Могли ли генералы Северного и Карельского фронтов так командовать без санкции свыше? Нет, разумеется. Приказ на «заманивание» финнов в глубь станы мог дать только один человек… И что показательно: если было решено не сдавать Мурманск, Кировскую железную дорогу и Беломорско-Балтийский канал, как военные сообщения стратегического характера, то никакие «превосходящие силы противника» овладеть ими не смогли. Как и Ленинградом. То были «табуированные», т. е. неразменные территории.
Еще несколько фактов.
Западный фронт. Накануне войны почти вся зенитная артиллерия 4-й и 10-й армий была отправлена на полигоны. Войска, склады и даже штабы оказались без прикрытия. Неужели весной времени было мало? И никак нельзя было подождать до августа, когда обстановка наверняка прояснилась бы?
Вопреки вопиющей очевидности и просьбам низовых командиров в Брестской крепости сгрудили личный состав из двух дивизий (6-й и 42-й). На рассвете 22 июня 8 тыс. человек накрыло артиллерийским огнем. Дивизионную артиллерию – на полигоне. После чего личный состав попал под атаку немцев и был рассеян. Отступали от Бреста группами, без связи с друг другом. Мало того, практически на виду у противника южнее Бреста расположили 22-ю танковую дивизию. Ее также растерзала артиллерия противника. Половина матчасти и личного состава была потеряна уже ранним утром. После чего Брестский укрепрайон вместе с целехонькими мостами был захвачен без особых усилий, и дивизии вермахта устремились на восток. Правда, произошла досадная помеха: в цитадели крепости осталось несколько тысяч человек, которые отчаянно бились до конца июля. А что было бы, если б Брестский укрепрайон встретил противника организованно? Глядишь, вместо того, чтобы брать Минск (28 июня) и Смоленск (16 июля), Гудериан застрял на Буге, тем более что 14-й мехкорпус, куда входила и уничтоженная танковая дивизия, имел 500 танков. Вполне достаточно, чтобы, пользуясь местностью, перестрелять из засад немалую часть фашистских танков.
Подобная скученность войск на глазах противника никакого отношения к обороне или наступлению не имеет. Такой способ расположения называется «подстава». Вопрос – кто ее организовал? Непосредственную ответственность, конечно, несет командование 4-й армии и Западного округа. Оно было расстреляно. Но на других фронтах творилось то же самое.

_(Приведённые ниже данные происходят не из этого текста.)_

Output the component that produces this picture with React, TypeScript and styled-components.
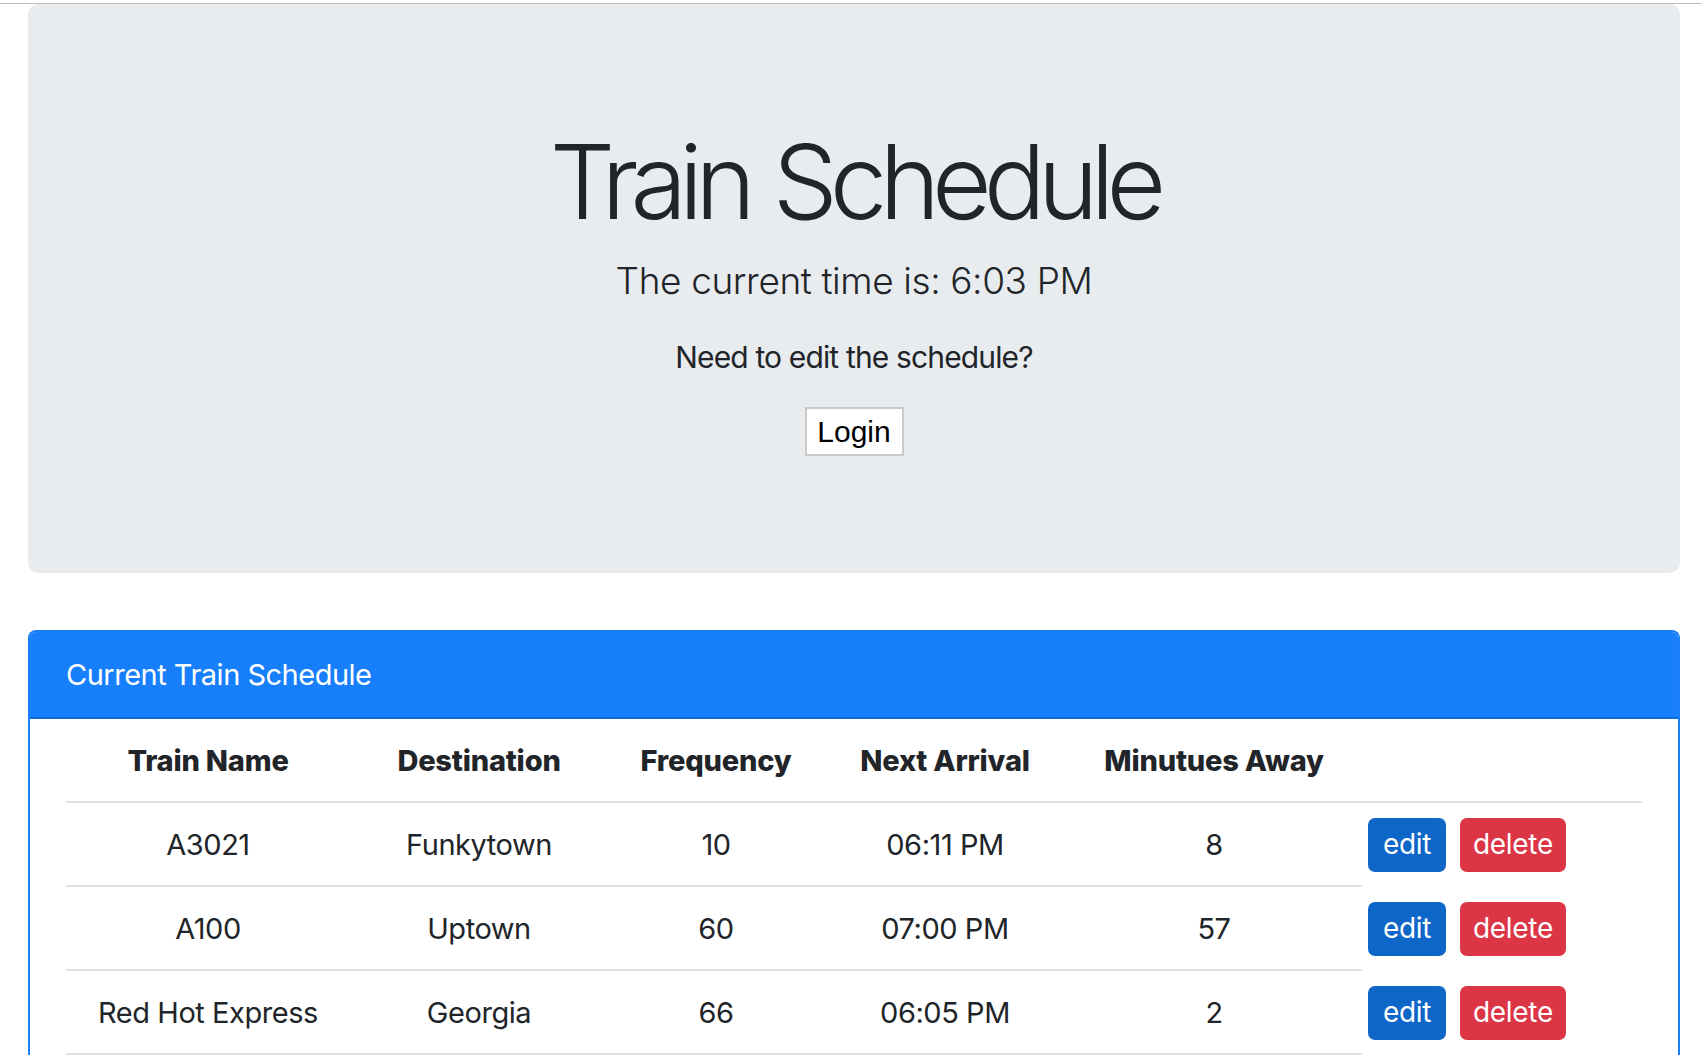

Юго-Западный фронт. Уже говорилось, что на пути 1-й танковой группы вермахта мощных мехкорпусов не было, хотя удар с Люблинского выступа был очевиден. Однако на границе располагались отдельные дивизии, способные стать помехой танкам Клейста. Их убирали несколько иным способом, чем в полосе группы армий «Север», но по сути схоже.
Советская 41-я танковая дивизия из состава 22-го мехкорпуса располагалась в 15–20 км от границы и насчитывала около 400 танков. В ее полосе наступали две танковые дивизии (14-я и 11-я), совокупно имевшие около 350 танков. Поэтому рано утром 22 июня дивизию срочно направили на 100 км севернее, поближе к Припятским болотам, где немецких танковых частей не было. Более того, воздушная разведка сообщила в штаб ЮЗФ, будто из района Бреста на юг движется 2 тыс. танков противника! Чистой воды дезинформация, но она сработала. Не мог летчик, даже не протрезвев после субботнего вечера, принять десяток машин за колоссальную колонну танков. Но сообщение сразу, без проверки (а казалось бы, пошли еще самолет, все-таки 2 тыс. танков не каждый день появляются) было принято к сведению. Посему советское командование немедля направило на север еще 215-ю моторизованную дивизию того же 22-го мехкорпуса. После чего путь дивизиям Клейста оказался окончательно расчищен.